Storage woes delay end of bumper soybean harvest

A shortage of storage is delaying the end of what is said to be the best-yielding soybean harvest in eastern Kansas history.

Steve Wilson, owner of Baldwin Feed and Grain, and Matthew Vajnar, grain merchandiser for Ottawa Cooperative Association, which owns two elevators in Lawrence, said most of this year’s soybeans have been harvested, but there is no room in their elevators for the 5 to 10 percent that remain in the field. Their elevators are operating on a “truck out, truck in basis,” meaning that once they ship a truck of grain to a larger destination elevator, they will accept a truck from local farms.

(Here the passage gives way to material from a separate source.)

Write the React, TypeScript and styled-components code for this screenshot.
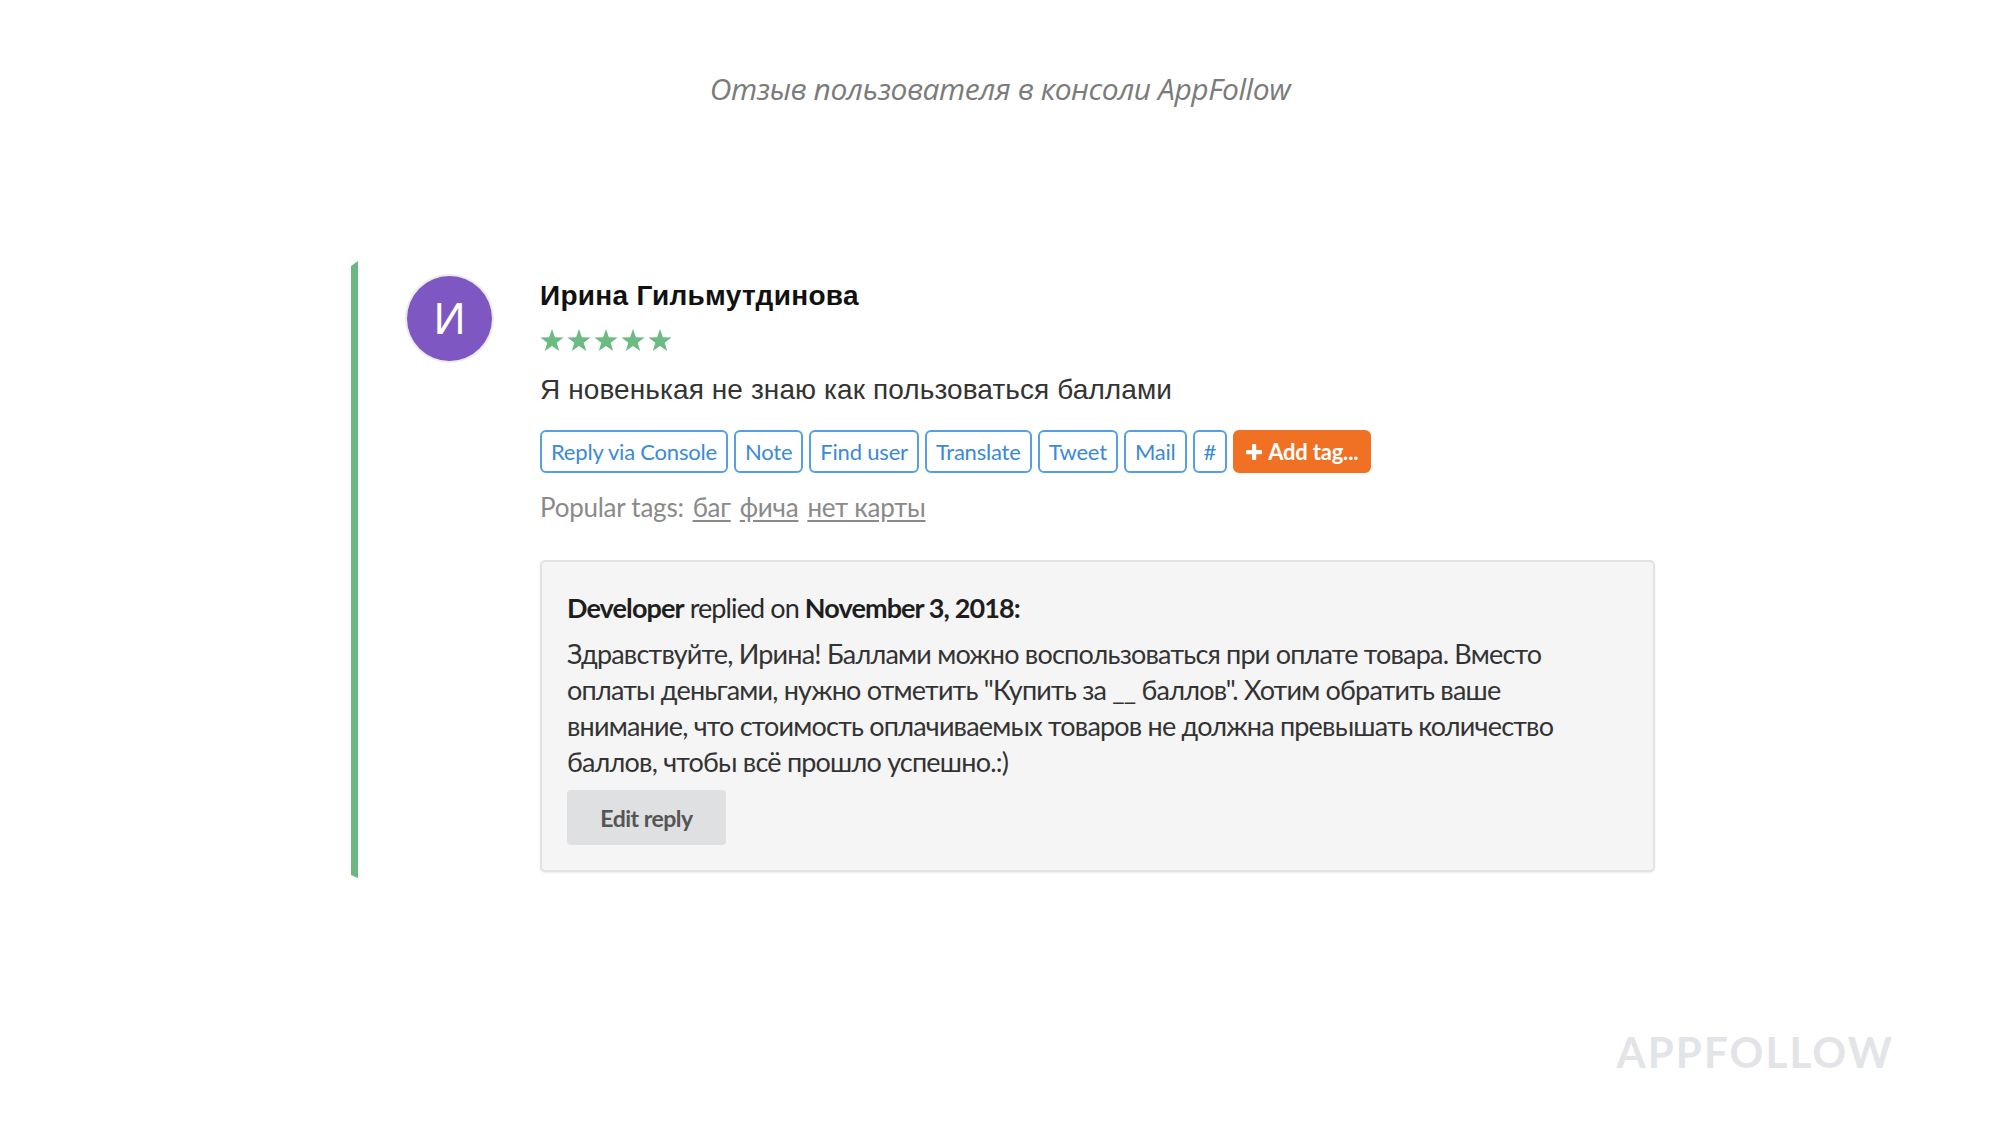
import React from "react";
import styled, { createGlobalStyle } from "styled-components";

const Global = createGlobalStyle`
  html, body { margin: 0; padding: 0; background: #ffffff; }
  body { font-family: Lato, "Open Sans", sans-serif; }
  * { box-sizing: border-box; }
`;

const Page = styled.div`
  width: 2000px;
  min-height: 1141px;
  display: flex;
  flex-direction: column;
  background: #fff;
`;

const Caption = styled.h1`
  margin: 69px 0 0;
  text-align: center;
  font-family: "Open Sans", sans-serif;
  font-style: italic;
  font-weight: 400;
  font-size: 30px;
  line-height: 40px;
  color: #7b7b7b;
  letter-spacing: -0.45px;
`;

const Card = styled.section`
  display: flex;
  align-items: stretch;
  margin: 152px 0 0 351px;
  width: 1303px;
`;

const Accent = styled.div`
  width: 7px;
  flex: none;
  background: #6ab77f;
  clip-path: polygon(0 5px, 100% 0, 100% 100%, 0 calc(100% - 3px));
`;

const AvatarCol = styled.div`
  flex: none;
  margin: 15px 0 0 49px;
`;

const Avatar = styled.div`
  width: 85px;
  height: 85px;
  border-radius: 50%;
  background: #7e57c2;
  box-shadow: 0 0 0 2px #ececec;
  display: flex;
  align-items: center;
  justify-content: center;
  color: #fff;
  font-family: "Liberation Sans", Arial, sans-serif;
  font-size: 44px;
  line-height: 1;
`;

const Body = styled.div`
  flex: 1;
  margin-left: 48px;
  padding: 18px 0 6px;
  display: flex;
  flex-direction: column;
  align-items: flex-start;
`;

const Name = styled.div`
  font-family: "Liberation Sans", Arial, sans-serif;
  font-weight: 700;
  font-size: 28px;
  line-height: 34px;
  letter-spacing: 0.3px;
  color: #111;
`;

const Stars = styled.div`
  display: flex;
  gap: 3px;
  margin-top: 16px;
  height: 22px;
`;

const ReviewText = styled.p`
  margin: 22px 0 0;
  font-family: "Liberation Sans", Arial, sans-serif;
  font-size: 28px;
  line-height: 34px;
  letter-spacing: 0.1px;
  color: #333;
`;

const Actions = styled.div`
  display: flex;
  gap: 6px;
  margin-top: 23px;
`;

const ActionButton = styled.button<{ $accent?: boolean }>`
  height: 43px;
  padding: 0 ${(p) => (p.$accent ? "11px" : "9px")};
  display: inline-flex;
  align-items: center;
  gap: 6px;
  border-radius: 6px;
  border: 2px solid ${(p) => (p.$accent ? "#f07124" : "#54a0e3")};
  background: ${(p) => (p.$accent ? "#f07124" : "#ffffff")};
  color: ${(p) => (p.$accent ? "#ffffff" : "#3a8ad6")};
  font-family: Lato, sans-serif;
  font-weight: ${(p) => (p.$accent ? 700 : 400)};
  font-size: 22px;
  letter-spacing: -0.2px;
  cursor: pointer;
`;

const TagsLine = styled.div`
  margin-top: 19px;
  font-family: Lato, sans-serif;
  font-size: 26px;
  line-height: 30px;
  color: #8a8a8a;
  display: flex;
  gap: 9px;
  letter-spacing: -0.25px;
`;

const TagLink = styled.a`
  color: #8a8a8a;
  text-decoration: underline;
  text-underline-offset: 3px;
`;

const ReplyBox = styled.div`
  margin-top: 38px;
  width: 1115px;
  background: #f5f5f5;
  border: 2px solid #e3e3e3;
  border-radius: 5px;
  padding: 28px 25px 25px;
  box-shadow: 0 1px 2px rgba(0, 0, 0, 0.08);
`;

const ReplyHead = styled.div`
  font-family: Lato, sans-serif;
  font-size: 27px;
  line-height: 36px;
  color: #2a2a2a;
  letter-spacing: -0.9px;
  b { font-weight: 700; color: #1e1e1e; }
`;

const ReplyText = styled.p`
  margin: 10px 0 0;
  font-family: Lato, sans-serif;
  font-size: 27px;
  line-height: 36px;
  color: #333;
  letter-spacing: -0.8px;
  max-width: 1000px;
`;

const EditButton = styled.button`
  margin-top: 10px;
  width: 159px;
  height: 55px;
  border: none;
  border-radius: 4px;
  background: #dfe0e2;
  color: #555;
  font-family: Lato, sans-serif;
  font-weight: 700;
  font-size: 23px;
  letter-spacing: -0.5px;
  cursor: pointer;
`;

const Footer = styled.div`
  margin-top: auto;
  display: flex;
  justify-content: flex-end;
  padding: 0 106px 68px 0;
`;

const Watermark = styled.div`
  font-family: Lato, sans-serif;
  font-weight: 700;
  font-size: 42px;
  line-height: 42px;
  letter-spacing: 2.1px;
  color: #e2e4e7;
`;

const Star = () => (
  <svg width="24" height="22" viewBox="0 0 24 22">
    <polygon
      points="12,0 14.9,8.2 23.6,8.4 16.7,13.7 19.2,22 12,17 4.8,22 7.3,13.7 0.4,8.4 9.1,8.2"
      fill="#6cbb83"
    />
  </svg>
);

const PlusIcon = () => (
  <svg width="16" height="16" viewBox="0 0 16 16">
    <rect x="6" y="0" width="4.2" height="16" rx="1" fill="#fff" />
    <rect x="0" y="6" width="16" height="4.2" rx="1" fill="#fff" />
  </svg>
);

const actions = ["Reply via Console", "Note", "Find user", "Translate", "Tweet", "Mail", "#"];

export default function App() {
  return (
    <>
      <Global />
      <Page>
        <Caption>Отзыв пользователя в консоли AppFollow</Caption>
        <Card>
          <Accent />
          <AvatarCol>
            <Avatar>И</Avatar>
          </AvatarCol>
          <Body>
            <Name>Ирина Гильмутдинова</Name>
            <Stars>
              {[0, 1, 2, 3, 4].map((i) => (
                <Star key={i} />
              ))}
            </Stars>
            <ReviewText>Я новенькая не знаю как пользоваться баллами</ReviewText>
            <Actions>
              {actions.map((a) => (
                <ActionButton key={a}>{a}</ActionButton>
              ))}
              <ActionButton $accent>
                <PlusIcon />
                Add tag...
              </ActionButton>
            </Actions>
            <TagsLine>
              <span>Popular tags:</span>
              <TagLink>баг</TagLink>
              <TagLink>фича</TagLink>
              <TagLink>нет карты</TagLink>
            </TagsLine>
            <ReplyBox>
              <ReplyHead>
                <b>Developer</b> replied on <b>November 3, 2018:</b>
              </ReplyHead>
              <ReplyText>
                Здравствуйте, Ирина! Баллами можно воспользоваться при оплате товара. Вместо
                оплаты деньгами, нужно отметить "Купить за __ баллов". Хотим обратить ваше
                внимание, что стоимость оплачиваемых товаров не должна превышать количество
                баллов, чтобы всё прошло успешно.:)
              </ReplyText>
              <EditButton>Edit reply</EditButton>
            </ReplyBox>
          </Body>
        </Card>
        <Footer>
          <Watermark>APPFOLLOW</Watermark>
        </Footer>
      </Page>
    </>
  );
}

“Nationally, they say the soybean harvest is over,” Wilson said. “I think the only place still harvesting in Douglas and Franklin counties.”

What was needed to solve the end-of-harvest logistical bottleneck was a week of rain that stalls combines and gives elevators the opportunity to reduce their grain inventories, Vajnar said.

There’s much good news despite the storage problem. It was a bumper crop that filled local elevators, and demand continues to keep soybean prices high despite the high local yields.

Wilson said yields varied from 30 to 60 bushels per acre, but that he “would like to think” most of those bringing beans to his elevator averaged about 50 bushels per acre. Yields of more than 40 bushels per acre would be considered a plus, he said.

Vajnar said surveys he completed for future brokers found an average of 48 bushels per acre.

“That’s awfully, awfully good,” he said. “For yields, that’s the best crop ever in eastern Kansas.”

Good yields often mean depressed prices, but demand, particularly foreign demand, continues to keep soybean prices at or near $9 per bushel.

“The demand is there from China,” Vajnar said. “That is something that has continued to grow. I don’t think there’s any question that is adding a couple of dollars to farmers’ bottom lines per bushel.”

The bumper soybean crop followed a good but disappointing local corn harvest, Vanjar said. His surveys indicated an average in eastern Kansas of 140 bushels an acre.

“That’s still good, but probably not as good as last year,” he said. “People were expecting more.”

A very wet May followed by a hot, dry June hurt the yield, Vajnar said.